As can never be said often enough, we spend 17 percent of our gross domestic product on health care while most nations in the Organization for Economic Cooperation and Development spend around 11 percent with similar outcomes (and mighty Singapore spends just 4 percent). The political problem, of course, is that every dollar of health-care "waste" is someone's dollar of income. To reframe the debate, we need an authoritative analysis that identifies exactly what's driving our costs so much higher than everyone else's—as well as a set of lessons we can learn from the nations that do more (including insure everyone) with much less.
Hence Mitt's new mission, if he'll accept it. Obama should convene a presidential commission on national health costs, to be chaired by Romney and filled with leaders from every part of the sector (plus other relevant experts). The president would propose a new national goal: Instead of letting health-care spending rise toward 20 percent or more of GDP in a decade, America should aim to reduce health spending by, say, 3 percent of GDP while maintaining or improving quality and outcomes.
Romney's commission would have three deliverables. It would explain in detail the sources of difference between our outsize spending, the OECD nations' average and Singapore's; identify the major lessons and best practices on how others achieve more cost-effective systems of care; and identify options and scenarios that could move us toward these international benchmarks. The potential impact on every sector of the provider community would be laid out.
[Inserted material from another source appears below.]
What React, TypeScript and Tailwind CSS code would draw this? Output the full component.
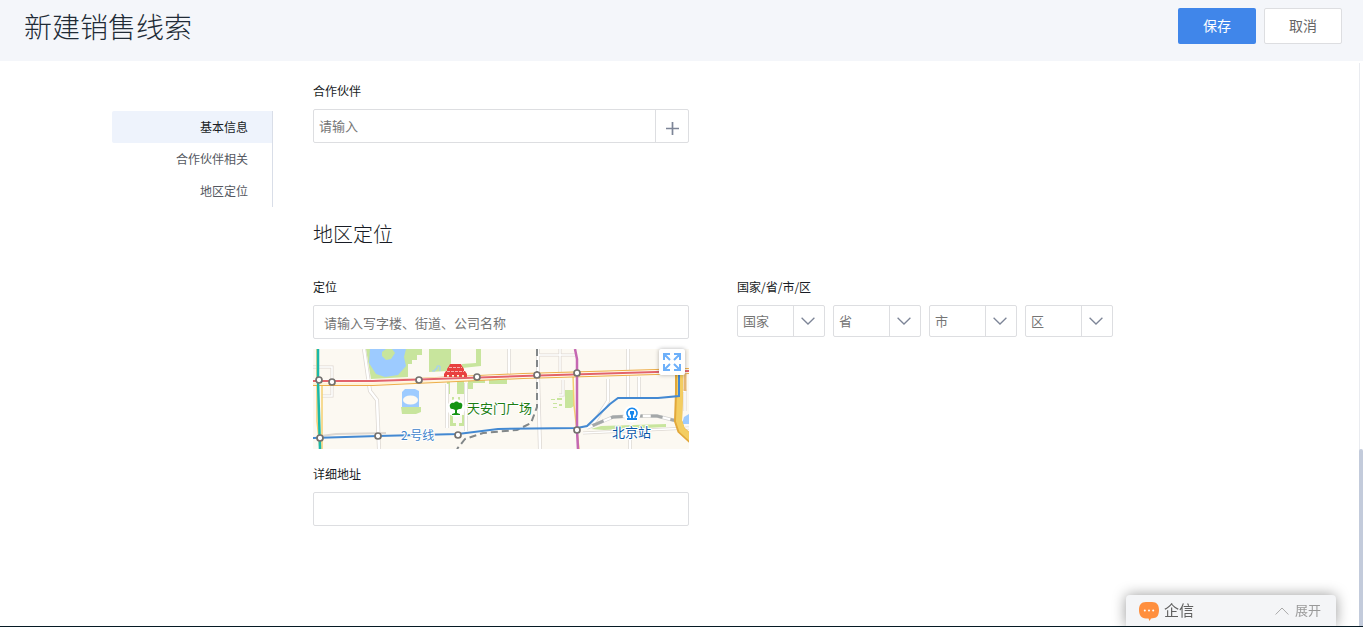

One more thing: While acknowledging the perspective each commissioner brings given his or her professional role, Obama and Romney together would ask them to step beyond parochial concerns to address these questions in the context of the broader national interest. Seriously.
This can be tweaked, but you get the idea. Done right—and by experience and temperament, Mitt Romney is arguably better positioned than anyone in the country to lead such an effort—the Romney Report could transform the debate.
Over to you, alpha-male lunch buddies.